# Nancy's Twins



## MylieD (Sep 16, 2013)

Nancy had two beautiful babies this morning. A handsome buck and a gorgeous doe. They are going to my brother and sil when they wean, so no names yet.


----------



## SalteyLove (Jun 18, 2011)

Congrats! they looks great! And how nice that they have a home lined up already!


----------



## kccjer (Jan 27, 2012)

Cute little guys. So glad to hear they already have a home...I like when it works out that way


----------



## Rhandi74 (Dec 6, 2013)

They are so cute! Congrats and awesome they already have a great home. :wahoo:


----------



## MylieD (Sep 16, 2013)

Thanks everyone! I would keep them if my sil didn't /really/ want goats. Lol. I get to enjoy them for the next couple months though! Here's some pics of them in their coats. I love the little wattles on the boy.


----------



## ksalvagno (Oct 6, 2009)

Adorable!


----------



## MylieD (Sep 16, 2013)

They have names!
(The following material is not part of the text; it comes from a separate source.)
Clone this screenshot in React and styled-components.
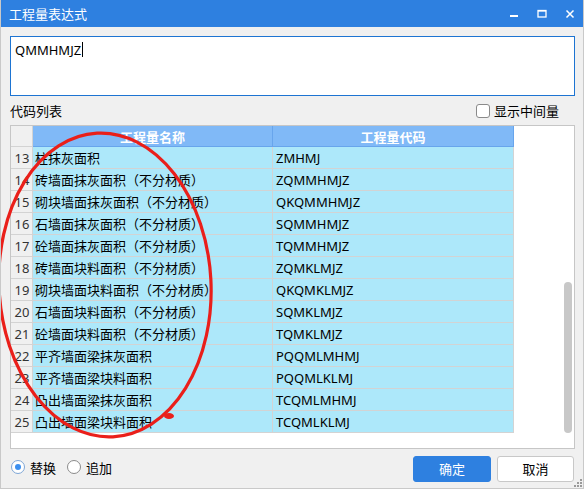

Baby boy is Obie and baby girl is Ruth.


----------



## loggyacreslivestock (Mar 5, 2013)

COngrats on the cuties!


----------



## toth boer goats (Jul 20, 2008)

Really cute.


----------



## MylieD (Sep 16, 2013)

Thanks!


----------



## HorsePrerace (Jul 25, 2013)

Congrats to the kids! So sweet.


----------



## MylieD (Sep 16, 2013)

Just a few pics from today, now that they're dry and bouncy. The one with wattles is Obie. The one without is Ruth. They were following around my 6 year old while Nancy was beating up Korra. She was a getting a little too stressed, so they didn't stay out long.


----------